A STUDY into the results on water evolution in flooding of the Montour mine in the northern Pittsburgh coal basin has turned out some interesting findings on mine water chemistry.

Angie Tomlinson

The paper “Long-term Changes in water chemistry as a result of mine flooding in closed mines of the Pittsburgh coal basin, USA” by J J Donovan, B R Leavitt and E Werner was presented at this week’s Sixth International Conference on Acid Rock Drainage held in Cairns, Australia.

The paper looked at an 18-year investigation, which took post-flooding water chemistry data from the Montour mine in Pennsylvania. The mine was closed in 1980 and flooded to within 38 metres of land surface within almost 5 years.

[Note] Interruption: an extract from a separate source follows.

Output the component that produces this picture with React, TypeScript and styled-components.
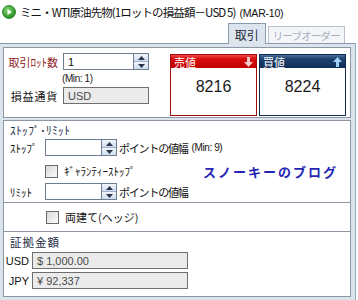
import React from 'react';
import styled, { createGlobalStyle } from 'styled-components';

const GlobalStyle = createGlobalStyle`
	html, body {
		margin: 0;
		padding: 0;
		background: #fff;
	}
	body {
		font-family: "Noto Sans CJK JP", "Liberation Sans", sans-serif;
		font-size: 11px;
		color: #111;
	}
`;

const Window = styled.div`
	width: 358px;
	height: 300px;
	display: flex;
	flex-direction: column;
	overflow: hidden;
	background: #fff;
`;

const TitleBar = styled.div`
	height: 24px;
	display: flex;
	align-items: center;
	gap: 4px;
	padding-left: 2px;
	white-space: nowrap;
`;

const TitleText = styled.span`
	font-size: 11.5px;
	letter-spacing: -0.9px;
	color: #111;
`;

const Expiry = styled.span`
	font-family: "Liberation Sans", sans-serif;
	font-size: 10.5px;
	letter-spacing: -0.2px;
	margin-left: 4px;
`;

const TabBar = styled.div`
	height: 19px;
	display: flex;
	justify-content: flex-end;
	align-items: flex-end;
	gap: 2px;
	padding-right: 13px;
`;

const Tab = styled.div<{ $active?: boolean }>`
	position: relative;
	z-index: 1;
	box-sizing: border-box;
	height: ${(p) => (p.$active ? 21 : 17)}px;
	margin-bottom: ${(p) => (p.$active ? -1 : 0)}px;
	padding: 0 ${(p) => (p.$active ? 6 : 4)}px;
	display: flex;
	align-items: center;
	background: ${(p) => (p.$active ? '#dce4ed' : '#f3f5f8')};
	border: 1px solid ${(p) => (p.$active ? '#8a9bb0' : '#b8c2ce')};
	border-bottom: none;
	color: ${(p) => (p.$active ? '#1c2838' : '#a8b1bc')};
	font-size: ${(p) => (p.$active ? 12 : 10.5)}px;
	letter-spacing: ${(p) => (p.$active ? 0 : -0.8)}px;
`;

const Frame = styled.div`
	flex: 1;
	width: 356px;
	box-sizing: border-box;
	background: #dbe3ec;
	border-top: 1px solid #8a9bb0;
	border-right: 1px solid #98a9bb;
	padding: 3px 4px 3px 3px;
	display: flex;
	flex-direction: column;
	gap: 2px;
`;

const TradePanel = styled.div`
	height: 71px;
	box-sizing: border-box;
	background: #fff;
	border: 1px solid #8c97a3;
	display: flex;
	padding: 5px 4px 0 2px;
`;

const LotGrid = styled.div`
	display: grid;
	grid-template-columns: 52px 86px;
	grid-template-rows: 17px 17px 17px;
	column-gap: 5px;
	align-items: center;
`;

const Label = styled.span<{ $tone?: 'red' | 'plain' }>`
	text-align: right;
	white-space: nowrap;
	color: ${(p) => (p.$tone === 'red' ? '#8e1b1b' : '#111')};
	letter-spacing: ${(p) => (p.$tone === 'red' ? 0 : 0.8)}px;
`;

const MinNote = styled.span`
	font-family: "Liberation Sans", sans-serif;
	font-size: 10px;
	letter-spacing: -0.4px;
	margin-left: -1px;
	color: #222;
	white-space: nowrap;
`;

const NumberField = styled.div<{ $width: number }>`
	display: flex;
	height: 17px;
	width: ${(p) => p.$width}px;
`;

const InputBox = styled.div<{ $disabled?: boolean }>`
	flex: 1;
	box-sizing: border-box;
	height: 17px;
	display: flex;
	align-items: center;
	padding-left: 4px;
	background: ${(p) => (p.$disabled ? '#ebebeb' : '#fff')};
	border: 1px solid ${(p) => (p.$disabled ? '#6f6f6f' : '#6d7d92')};
	color: ${(p) => (p.$disabled ? '#4a4a4a' : '#111')};
	font-family: "Liberation Sans", sans-serif;
	font-size: 11px;
	white-space: nowrap;
`;

const Spin = styled.div`
	width: 16px;
	box-sizing: border-box;
	height: 17px;
	margin-left: -1px;
	border: 1px solid #6d7d92;
	display: flex;
	flex-direction: column;
	background: #dde7f3;
`;

const SpinButton = styled.div`
	flex: 1;
	display: flex;
	align-items: center;
	justify-content: center;
	background: linear-gradient(#f2f6fb, #cfdcec);
	& + & {
		border-top: 1px solid #9fb1c8;
	}
`;

const PricePair = styled.div`
	margin-left: auto;
	margin-top: 1px;
	display: flex;
	gap: 2px;
`;

const PriceBox = styled.div<{ $side: 'sell' | 'buy' }>`
	width: 87px;
	height: 62px;
	box-sizing: border-box;
	border: 1px solid ${(p) => (p.$side === 'sell' ? '#a00d0d' : '#0f2d52')};
	display: flex;
	flex-direction: column;
	background: #fff;
`;

const PriceHead = styled.div<{ $side: 'sell' | 'buy' }>`
	height: 13px;
	display: flex;
	align-items: center;
	justify-content: space-between;
	padding: 0 3px 0 3px;
	color: #fff;
	font-size: 11px;
	background: ${(p) =>
		p.$side === 'sell'
			? 'linear-gradient(#ef4a4a 0%, #d60d0d 30%, #c20000 100%)'
			: 'linear-gradient(#4d6f98 0%, #1d416d 30%, #0f2d55 100%)'};
`;

const PriceValue = styled.div`
	flex: 1;
	display: flex;
	justify-content: center;
	padding-top: 10px;
	font-family: "Liberation Sans", sans-serif;
	font-size: 16px;
	color: #1a1a1a;
`;

const OrderBox = styled.div`
	flex: 1;
	background: #fff;
	border: 1px solid #8c97a3;
	display: flex;
	flex-direction: column;
`;

const StopSection = styled.div`
	height: 82px;
	box-sizing: border-box;
	padding: 2px 0 0 6px;
	border-bottom: 1px solid #8c97a3;
	display: flex;
	flex-direction: column;
`;

const Heading = styled.div`
	height: 14px;
	line-height: 14px;
	color: #1b2a44;
	white-space: nowrap;
`;

const StopHeading = styled(Heading)`
	font-size: 11.5px;
	letter-spacing: 0.3px;
`;

const Row = styled.div<{ $top: number }>`
	display: flex;
	align-items: center;
	margin-top: ${(p) => p.$top}px;
	white-space: nowrap;
`;

const RowLabel = styled.span`
	width: 35px;
	flex: none;
`;

const Unit = styled.span`
	margin-left: 2px;
	letter-spacing: -1.2px;
`;

const UnitNote = styled.span`
	font-family: "Liberation Sans", sans-serif;
	font-size: 10px;
	letter-spacing: -0.4px;
	margin-left: 4px;
`;

const CheckBox = styled.span`
	width: 13px;
	height: 13px;
	box-sizing: border-box;
	flex: none;
	border: 1px solid #6b6b6b;
	background: linear-gradient(135deg, #d9d9d9, #fbfbfb);
`;

const CheckLabel = styled.span`
	margin-left: 6px;
`;

const BlogMark = styled.span`
	margin-left: auto;
	margin-right: 12px;
	color: #2626b4;
	font-weight: bold;
	font-size: 13px;
	letter-spacing: 2px;
	line-height: 13px;
`;

const HedgeSection = styled.div`
	height: 29px;
	box-sizing: border-box;
	padding-left: 42px;
	border-bottom: 1px solid #8c97a3;
	display: flex;
	align-items: center;
`;

const MarginSection = styled.div`
	flex: 1;
	display: grid;
	grid-template-columns: 25px 156px;
	grid-template-rows: 14px 17px 17px;
	column-gap: 3px;
	row-gap: 3px;
	padding-top: 3px;
	align-items: center;
`;

const MarginHeading = styled(Heading)`
	grid-column: 1 / 3;
	padding-left: 6px;
	letter-spacing: 1px;
	font-size: 11.5px;
`;

const CurrencyLabel = styled.span`
	text-align: right;
	font-family: "Liberation Sans", sans-serif;
	font-size: 11px;
`;

const PlayIcon = () => (
	<svg width="14" height="14" viewBox="0 0 14 14">
		<defs>
			<radialGradient id="g" cx="0.4" cy="0.35" r="0.7">
				<stop offset="0" stopColor="#7ed36a" />
				<stop offset="1" stopColor="#1f8a1f" />
			</radialGradient>
		</defs>
		<circle cx="7" cy="7" r="6.5" fill="url(#g)" stroke="#1d7a1d" strokeWidth="0.8" />
		<path d="M5.5 4 L10 7 L5.5 10 Z" fill="#fff" />
	</svg>
);

const Arrow = ({ up, color }: { up?: boolean; color: string }) => (
	<svg width="9" height="10" viewBox="0 0 9 10">
		<path
			d={up ? 'M4.5 0 L9 5 H6 V10 H3 V5 H0 Z' : 'M3 0 H6 V5 H9 L4.5 10 L0 5 H3 Z'}
			fill={color}
		/>
	</svg>
);

const Tri = ({ up }: { up?: boolean }) => (
	<svg width="7" height="4" viewBox="0 0 7 4">
		<path d={up ? 'M3.5 0 L7 4 H0 Z' : 'M0 0 H7 L3.5 4 Z'} fill="#26354d" />
	</svg>
);

const Spinner = () => (
	<Spin>
		<SpinButton>
			<Tri up />
		</SpinButton>
		<SpinButton>
			<Tri />
		</SpinButton>
	</Spin>
);

const App = () => {
	return (
		<>
			<GlobalStyle />
			<Window>
				<TitleBar>
					<PlayIcon />
					<TitleText>
						ミニ・WTI原油先物(1ロットの損益額－USD 5)
						<Expiry>(MAR-10)</Expiry>
					</TitleText>
				</TitleBar>
				<TabBar>
					<Tab $active>取引</Tab>
					<Tab>リーブオーダー</Tab>
				</TabBar>
				<Frame>
					<TradePanel>
						<LotGrid>
							<Label $tone="red">取引ﾛｯﾄ数</Label>
							<NumberField $width={86}>
								<InputBox>1</InputBox>
								<Spinner />
							</NumberField>
							<span />
							<MinNote>(Min: 1)</MinNote>
							<Label>損益通貨</Label>
							<NumberField $width={86}>
								<InputBox $disabled>USD</InputBox>
							</NumberField>
						</LotGrid>
						<PricePair>
							<PriceBox $side="sell">
								<PriceHead $side="sell">
									<span>売値</span>
									<Arrow color="#f6c9c9" />
								</PriceHead>
								<PriceValue>8216</PriceValue>
							</PriceBox>
							<PriceBox $side="buy">
								<PriceHead $side="buy">
									<span>買値</span>
									<Arrow up color="#9fd0f6" />
								</PriceHead>
								<PriceValue>8224</PriceValue>
							</PriceBox>
						</PricePair>
					</TradePanel>
					<OrderBox>
						<StopSection>
							<StopHeading>ｽﾄｯﾌﾟ･ﾘﾐｯﾄ</StopHeading>
							<Row $top={2}>
								<RowLabel>ｽﾄｯﾌﾟ</RowLabel>
								<NumberField $width={72}>
									<InputBox />
									<Spinner />
								</NumberField>
								<Unit>ポイントの値幅</Unit>
								<UnitNote>(Min: 9)</UnitNote>
							</Row>
							<Row $top={7}>
								<RowLabel />
								<CheckBox />
								<CheckLabel>ｷﾞｬﾗﾝﾃｨｰｽﾄｯﾌﾟ</CheckLabel>
								<BlogMark>スノーキーのブログ</BlogMark>
							</Row>
							<Row $top={4}>
								<RowLabel>ﾘﾐｯﾄ</RowLabel>
								<NumberField $width={72}>
									<InputBox />
									<Spinner />
								</NumberField>
								<Unit>ポイントの値幅</Unit>
							</Row>
						</StopSection>
						<HedgeSection>
							<CheckBox />
							<CheckLabel>両建て(ヘッジ)</CheckLabel>
						</HedgeSection>
						<MarginSection>
							<MarginHeading>証拠金額</MarginHeading>
							<CurrencyLabel>USD</CurrencyLabel>
							<InputBox $disabled>$ 1,000.00</InputBox>
							<CurrencyLabel>JPY</CurrencyLabel>
							<InputBox $disabled>¥ 92,337</InputBox>
						</MarginSection>
					</OrderBox>
				</Frame>
			</Window>
		</>
	);
};

export default App;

The study described the three phases of chemical behaviour in post-flooding discharge the mine went through in the 18 years after flooding.

For the first two years the water displayed an early low-pH phase of high acidity and iron, in which gypsum is at saturation and likely precipitating in the mine.

The second phase from two to four years exhibited a transition period with a declining iron but sustained gypsum saturation.

The final phase from four to 15 years showed a late high-pH phase, in which gypsum becomes undersaturated and control of calcium concentrations shifts to calcite equilibrium control. In this period, most constituents gradually decline in concentration, including iron and acidity.

“In below-drainage flooded pyritic coal mines, early strongly acid-sulfate conditions under gypsum saturation, followed by later re-equilibration with calcite under Alkaline conditions, is a widespread occurrence in flooding of below-drainage mines with calcite in suitable quantity in the overburden,” the study said.

“Similar net-alkaline mine discharge chemistry is observed in long-closed (20 years plus) mines of this region and coal seam that are nearly fully-flooded.”

The researchers said data obtained from the Montour mine represented a well-documented instance in which mine-water chemistry has been sampled systematically over time since the beginning of full flooding to show the transition from net-acidic to net-alkaline conditions.

“The ramifications of this phenomenon are that long-term fluxes of iron and metals, as well as general water chemistry, may not be adequately predicted from observations of mine-water chemistry either in situ, prior to flooding, or ex situ in pumped overflow from flooded mines, after such flooding is complete.”

“It may take years—perhaps greater than a decade, depending on mine-specific factors—before the evolution of mine water chemistry has stabilised and approached the long-term values of pH, iron and major ion chemistry that will prevail over many years following mine closure.”